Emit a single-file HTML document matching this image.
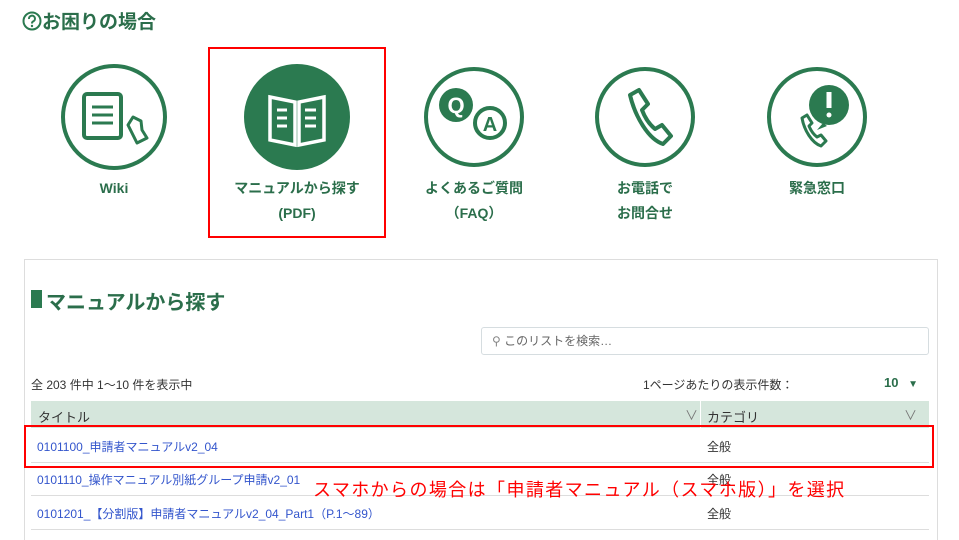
---+---
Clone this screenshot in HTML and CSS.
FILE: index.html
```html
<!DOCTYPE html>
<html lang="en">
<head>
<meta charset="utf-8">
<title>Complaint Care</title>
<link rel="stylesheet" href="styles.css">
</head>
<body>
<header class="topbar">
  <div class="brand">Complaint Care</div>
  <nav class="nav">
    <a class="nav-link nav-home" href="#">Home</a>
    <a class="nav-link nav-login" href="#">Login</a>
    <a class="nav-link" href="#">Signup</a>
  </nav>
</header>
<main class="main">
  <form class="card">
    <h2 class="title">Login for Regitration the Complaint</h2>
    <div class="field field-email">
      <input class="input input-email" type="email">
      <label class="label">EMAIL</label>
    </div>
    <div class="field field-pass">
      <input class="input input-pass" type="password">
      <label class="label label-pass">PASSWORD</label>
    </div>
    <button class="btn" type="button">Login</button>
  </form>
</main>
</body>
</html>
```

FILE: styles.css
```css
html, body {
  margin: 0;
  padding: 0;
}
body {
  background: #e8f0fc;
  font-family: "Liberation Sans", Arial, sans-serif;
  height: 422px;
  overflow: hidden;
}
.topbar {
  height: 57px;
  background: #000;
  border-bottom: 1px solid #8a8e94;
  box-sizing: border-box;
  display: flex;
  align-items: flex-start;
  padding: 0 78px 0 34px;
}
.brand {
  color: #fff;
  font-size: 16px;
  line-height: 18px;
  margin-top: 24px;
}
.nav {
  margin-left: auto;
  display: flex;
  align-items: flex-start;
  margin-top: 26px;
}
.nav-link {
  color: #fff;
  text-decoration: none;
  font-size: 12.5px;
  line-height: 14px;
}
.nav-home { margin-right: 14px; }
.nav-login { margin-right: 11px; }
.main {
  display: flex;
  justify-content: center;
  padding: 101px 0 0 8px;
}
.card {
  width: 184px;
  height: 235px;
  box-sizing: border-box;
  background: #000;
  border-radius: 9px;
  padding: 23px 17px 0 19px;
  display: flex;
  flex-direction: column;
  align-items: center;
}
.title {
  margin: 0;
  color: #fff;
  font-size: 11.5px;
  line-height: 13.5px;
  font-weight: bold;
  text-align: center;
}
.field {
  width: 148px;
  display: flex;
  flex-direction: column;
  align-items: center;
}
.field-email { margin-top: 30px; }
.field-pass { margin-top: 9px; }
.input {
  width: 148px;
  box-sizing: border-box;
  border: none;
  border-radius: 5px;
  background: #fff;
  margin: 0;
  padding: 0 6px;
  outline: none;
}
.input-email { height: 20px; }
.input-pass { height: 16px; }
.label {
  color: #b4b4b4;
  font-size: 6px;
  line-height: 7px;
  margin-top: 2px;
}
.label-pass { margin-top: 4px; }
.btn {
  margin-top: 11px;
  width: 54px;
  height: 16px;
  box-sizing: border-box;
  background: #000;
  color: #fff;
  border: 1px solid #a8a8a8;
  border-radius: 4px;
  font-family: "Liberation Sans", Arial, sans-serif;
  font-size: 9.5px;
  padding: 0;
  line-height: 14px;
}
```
---+---
SHORT PROBLEM | Pull out all lines from the listing that contain the string "this".

RESPONSE |
Emit a single-file HTML document matching this image.
Clone this screenshot in HTML and CSS.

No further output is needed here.